Akbaruddin: Any democracy will find it hard to conduct a dialogue when people are being killed by those you want to have a dialogue with. Our position has always been, “Let’s stop the violence, dialogue can follow.”
Q. But why did India retract its position to hold a dialogue with Pakistan at the UN this week?
Akbaruddin: Pakistan is glorifying those we consider terrorists. On the one hand, you say that you represent a new thinking, but the reality is . . . naya Pakistan wahi purana taraana [“new Pakistan, humming the same old tunes”]. How come somebody, who we said was a terrorist, who was involved in killing common citizens, is now eulogized through postal stamps? [The ambassador was referring to Burhan Wani, whose killing by Indian forces in July 2016 provoked a new round of protests against Indian rule and made him a symbolic Kashmiri martyr.]
Q. On the Rohingya refugee problem, which is now one of the biggest humanitarian crises globally, India has said it will deport that entire population.

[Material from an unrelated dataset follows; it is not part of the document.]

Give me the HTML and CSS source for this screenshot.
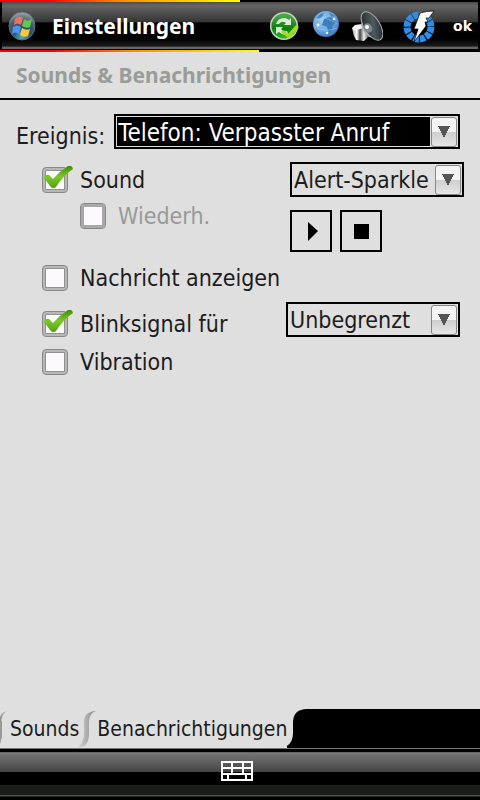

How do you defend this position in your role at the UN?
Akbaruddin: We are a functioning democracy, people will always take divergent views. People have raised the rhetoric, but we haven’t thrown out any refugees, have we? However, there are countries that are repatriating refugees belonging to the same religion.
Q. But it is also true that the government of India wants to deport the Bangladeshi refugees, which India has followed up by creating a National Register of Citizens, in which up to four million mostly Muslim Bangladeshi migrants are being asked to prove their citizenship or be expelled from the country. Does this reflect a majority view in India’s politics?
Akbaruddin: Let’s not jump to conclusions before the case is complete. The state’s position can only be [clear] once the outcome is decided.
Q. India has historically stood with Palestine, but the relationship between India and Israel has never been better. Will India continue to support Palestine?
Akbaruddin: Since India’s independence, we’ve never cast one vote against the Palestinians. Please name another country in the world that has ties with both Israel and Palestine and yet has continuously supported the Palestinian cause of independence on every occasion. We do have good ties with Israel as behooves a country, which now has good ties with everybody in the world. There is nothing to hide about the benefits we get from our growing ties with Israel, but that does not have an effect on our continued support for the Palestinians.
Q. The US is undergoing many changes in its relationship to the UN under President Trump. The US, for example, cut all its funding this year to the Palestinian refugee agency, Unrwa, among other drastic actions. How does India feel about this?
Akbaruddin: We don’t feel that multilateralism should be undermined because we are by orientation multilateralists. We don’t agree with this position.